Drei Organisationen im Bezirk Affoltern
Die Charta-Unterzeichnenden – sie kann unter www.charta-sozialhilfe.ch unterschrieben werden – sprechen sich für eine solide und faire Sozialhilfe aus, deren Zweck es ist zu integrieren und nicht auszugrenzen. Diese Unterstützung soll ein Leben in Würde ermöglichen und den Betroffenen die Chance geben, wieder in die finanzielle Selbstständigkeit zurückzufinden. Die Grundsatzerklärung ist in die drei Teile «Die Sozialhilfe nützt der Schweiz», «Die Sozialhilfe wirkt für die Betroffenen» und «Die Sozialhilfe ist breit abgestützt» gegliedert, auf die der «Anzeiger» in den Folgebeiträgen eingehen wird.

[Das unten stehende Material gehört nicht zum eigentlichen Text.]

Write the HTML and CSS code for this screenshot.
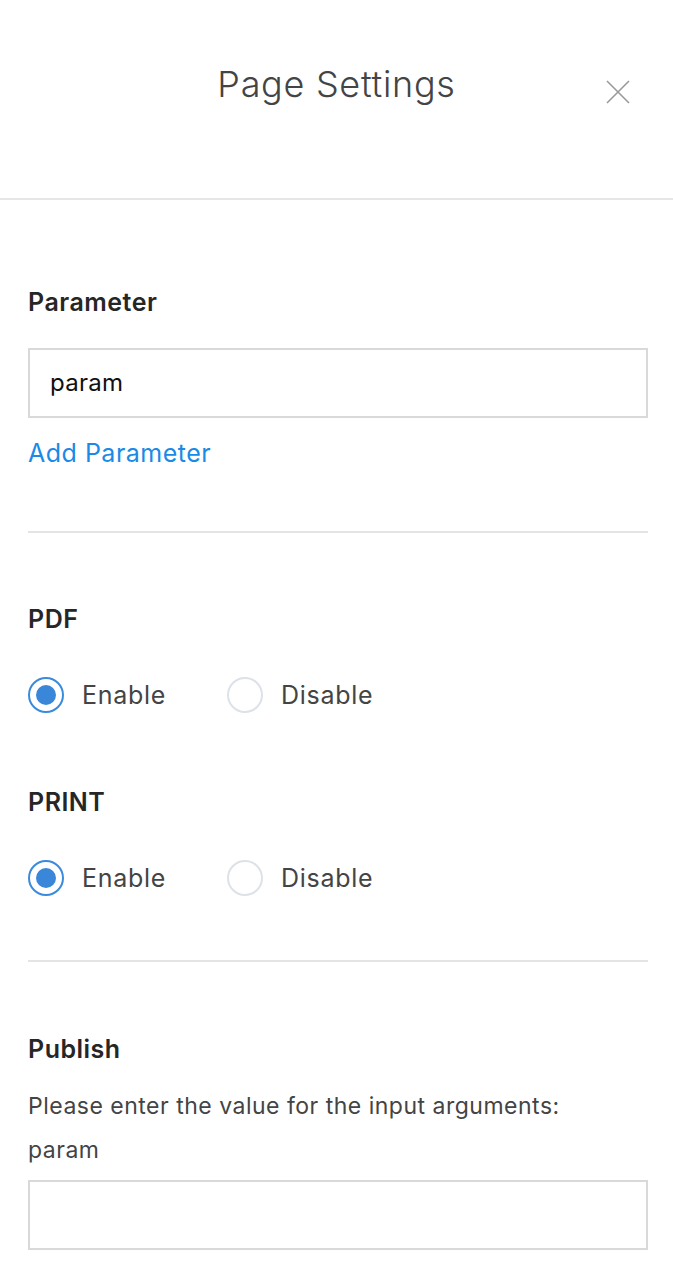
FILE: index.html
```html
<!DOCTYPE html>
<html lang="en">
<head>
    <meta charset="UTF-8">
    <meta name="viewport" content="width=device-width, initial-scale=1.0">
    <title>Page Settings</title>
    <link rel="stylesheet" href="styles.css">
</head>
<body>
    <div class="panel">
        <!-- Cabeçalho -->
        <div class="panel-header">
            <span></span>
            <h1>Page Settings</h1>
            <button class="close" aria-label="Close">
                <svg width="24" height="24" viewBox="0 0 24 24">
                    <path d="M1 1 L23 23 M23 1 L1 23" stroke="#9a9a9a" stroke-width="1.6" fill="none"/>
                </svg>
            </button>
        </div>

        <div class="panel-body">
            <!-- Parâmetros -->
            <div class="section section-param">
                <div class="label">Parameter</div>
                <div class="field">param</div>
                <a href="#" class="add-link">Add Parameter</a>
            </div>

            <!-- PDF / PRINT -->
            <div class="section section-options">
                <div class="label">PDF</div>
                <div class="radio-row">
                    <label class="radio checked"><span class="dot"></span>Enable</label>
                    <label class="radio"><span class="dot"></span>Disable</label>
                </div>

                <div class="label label-print">PRINT</div>
                <div class="radio-row">
                    <label class="radio checked"><span class="dot"></span>Enable</label>
                    <label class="radio"><span class="dot"></span>Disable</label>
                </div>
            </div>

            <!-- Publicar -->
            <div class="section section-publish">
                <div class="label">Publish</div>
                <p class="hint">Please enter the value for the input arguments:</p>
                <p class="hint hint-name">param</p>
                <div class="field"></div>
            </div>
        </div>
    </div>
</body>
</html>
```

FILE: styles.css
```css
/* Corpo */
body {
    font-family: Inter, Lato, sans-serif;
    background-color: #fff;
    color: #444;
    margin: 0;
    padding: 0;
}

/* Cabeçalho */
.panel-header {
    display: grid;
    grid-template-columns: 1fr auto 1fr;
    height: 200px;
    border-bottom: 2px solid #e6e6e6;
    box-sizing: border-box;
}

.panel-header h1 {
    margin: 60px 0 0;
    font-size: 36px;
    line-height: 48px;
    font-weight: 300;
    letter-spacing: 0.7px;
    color: #444;
}

.close {
    justify-self: end;
    align-self: start;
    margin: 80px 43px 0 0;
    padding: 0;
    border: none;
    background: none;
    cursor: pointer;
    width: 24px;
    height: 24px;
}

.close svg {
    display: block;
}

/* Conteúdo */
.panel-body {
    padding: 0 25px 0 28px;
}

.section {
    border-bottom: 2px solid #e4e4e4;
}

.section:last-child {
    border-bottom: none;
}

.label {
    font-size: 25px;
    line-height: 30px;
    font-weight: 600;
    letter-spacing: 0.5px;
    color: #262626;
}

/* Campo de texto */
.field {
    height: 70px;
    box-sizing: border-box;
    border: 2px solid #d9d9d9;
    padding: 0 20px;
    font-size: 24px;
    line-height: 66px;
    letter-spacing: 0.3px;
    color: #111;
}

.section-param {
    padding: 87px 0 63px;
}

.section-param .field {
    margin-top: 31px;
}

.add-link {
    display: block;
    margin-top: 20px;
    font-size: 25px;
    line-height: 30px;
    letter-spacing: 0.5px;
    color: #1a8ae6;
    text-decoration: none;
}

/* Opções de rádio */
.section-options {
    padding: 71px 0 64px;
}

.label-print {
    margin-top: 74px;
}

.radio-row {
    display: flex;
    margin-top: 43px;
}

.radio {
    display: flex;
    align-items: center;
    font-size: 25px;
    letter-spacing: 0.7px;
    color: #444;
    width: 199px;
}

.dot {
    width: 36px;
    height: 36px;
    box-sizing: border-box;
    border: 2px solid #dde2e8;
    border-radius: 50%;
    margin-right: 18px;
    display: flex;
    align-items: center;
    justify-content: center;
}

.radio.checked .dot {
    border-color: #3a8bdc;
}

.radio.checked .dot::after {
    content: "";
    width: 20px;
    height: 20px;
    border-radius: 50%;
    background-color: #3a87d9;
}

/* Publicar */
.section-publish {
    padding: 72px 0 40px;
}

.hint {
    margin: 27px 0 0;
    font-size: 23px;
    line-height: 30px;
    letter-spacing: 0.5px;
    color: #444;
}

.hint-name {
    margin-top: 14px;
}

.section-publish .field {
    margin-top: 15px;
}
```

Im Bezirk Affoltern wird die Sozialhilfe seit etwas mehr als einem Jahr von drei Organisationen geleistet: Die IKA Sozialdienst Bezirk Affoltern, getragen von Aeugst, Hausen, Hedingen, Knonau, Maschwanden, Mettmenstetten, Obfelden und Ottenbach. Bonstetten, Stallikon und Wettswil wickeln die Sozial- und Wirtschaftshilfe über ihre eigene IKA Sozialdienst Unteramt ab, während die Leistungen für Berufsbeistandschaften, Suchtberatung und Asylwesen von der Bezirks-IKA bezogen werden. Die Stadt Affoltern schliesslich führt eine eigene Sozialdienst-Organisation, welcher auch die Gemeinden Kappel und Rifferswil angeschlossen sind. «Die gesamten Aufwendungen aller 14 Gemeinden im Knonauer Amt für die wirtschaftliche Sozialhilfe belaufen sich auf rund 12 Millionen Franken pro Jahr», erklärt Bertram Thurnherr, Verwaltungsratspräsident der IKA Sozialdienst Bezirk Affoltern, und ergänzt: «Rund 75 Prozent sind Leistungen an die Sozialhilfeempfänger, 25 Prozent entfallen auf die Sozialarbeit der drei Einheiten im Unteramt, in der Stadt Affoltern und beim Sozialdienst zur Klärung von Anspruchsberechtigungen und zur Begleitung der Sozialhilfeempfänger im Hinblick auf Wiedererlangung der wirtschaftlichen Selbstständigkeit.» Sämtliche 14 Bezirksgemeinden sind zudem bezüglich Kindes- und Erwachsenenschutz ein sogenannter Kesb-Kreis und betreiben eine Kesb- Behörde.